Think of a stream as a queue. You can put different memcpy calls and kernel launches into different queues. Then, kernels in stream 1 and launches in stream 2 are asynchronous! They may be executed at the same time, or in any order. If you want to be sure that only one memcpy/kernel is being executed on the device at a time, then don't use streams. Similarly, if you want kernels to be executed in a specific order, then don't use streams.
That said, keep in mind that anything put into a stream 1, is executed in order, so don't bother synchronizing. Synchronization is for synchronizing host and device calls, not two different device calls. So, if you want to execute several of your kernels at the same time because they use different device memory and have no effect on each other, then use streams. Something like...
cudaStream_t steams[S_N];
for (int i = 0; i < S_N; i++) {
cudaStreamCreate(streams[i]);
}
int sid = 0;
for (int d = 0; d < DATA_SIZE; d+=DATA_STEP) {
cudaMemcpyAsync(d_data, h_data + d, DATA_STEP, cudaMemcpyHostToDevice, streams[sid]);
kernel<<<gridDim, blockDim, smSize streams[sid]>>>(d_data, DATA_STEP);
sid = ++sid % S_N;
}
No explicit device synchronization necessary.
My idea to solve that problem is to have one host thread per one stream. That host thread would invoke cudaStreamSynchronize to wait till the stream commands are completed.
Unfortunately it is not possible in CUDA 3.2 since it allows only one host thread deal with one CUDA context, it means one host thread per one CUDA enabled GPU.
Hopefully, in CUDA 4.0 it will be possible: CUDA 4.0 RC news
EDIT: I have tested in CUDA 4.0 RC, using open mp. I created one host thread per cuda stream. And it started to work.

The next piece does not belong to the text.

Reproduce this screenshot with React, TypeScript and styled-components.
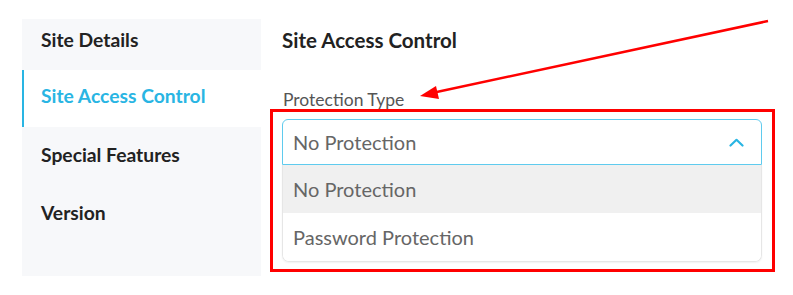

There is: cudaEventRecord(event, stream) and cudaEventSynchronize(event). The reference manual http://developer.download.nvidia.com/compute/cuda/3_2/toolkit/docs/CUDA_Toolkit_Reference_Manual.pdf has all the details.
Edit: BTW streams are handy for concurrent execution of kernels and memory transfers. Why do you want to serialize the execution by waiting on the current stream to finish?
Instead of cudaStreamQuery, you want cudaStreamSynchronize
int sid = 0;
for (int d = 0; d < DATA_SIZE; d+=DATA_STEP) {
cudaStreamSynchronize(streams[sid]);
cudaMemcpyAssync(d_data, h_data + d, DATA_STEP, cudaMemcpyHostToDevice, streams[sid]);
kernel<<<gridDim, blockDim, smSize streams[sid]>>>(d_data, DATA_STEP);
sid = ++sid % S_N;
}
(You can also use cudaThreadSynchronize to wait for launches across all streams, and events with cudaEventSynchronize for more advanced host/device synchronization.)
You can further control the type of waiting that occurs with these synchronization functions. Look at the reference manual for the cudaDeviceBlockingSync flag and others. The default is probably what you want, though.
You need to copy the data-chunk and execute kernel on that data-chunk in different for loops. That'll be more efficient.
like this:
size = N*sizeof(float)/nStreams;
for (i=0; i<nStreams; i++){
offset = i*N/nStreams;
cudaMemcpyAsync(a_d+offset, a_h+offset, size, cudaMemcpyHostToDevice, stream[i]);
}
for (i=0; i<nStreams; i++){
offset = i*N/nStreams;
kernel<<<N(nThreads*nStreams), nThreads, 0, stream[i]>>> (a_d+offset);
}
In this way the memory copy doesn't have to wait for kernel execution of previous stream and vice versa.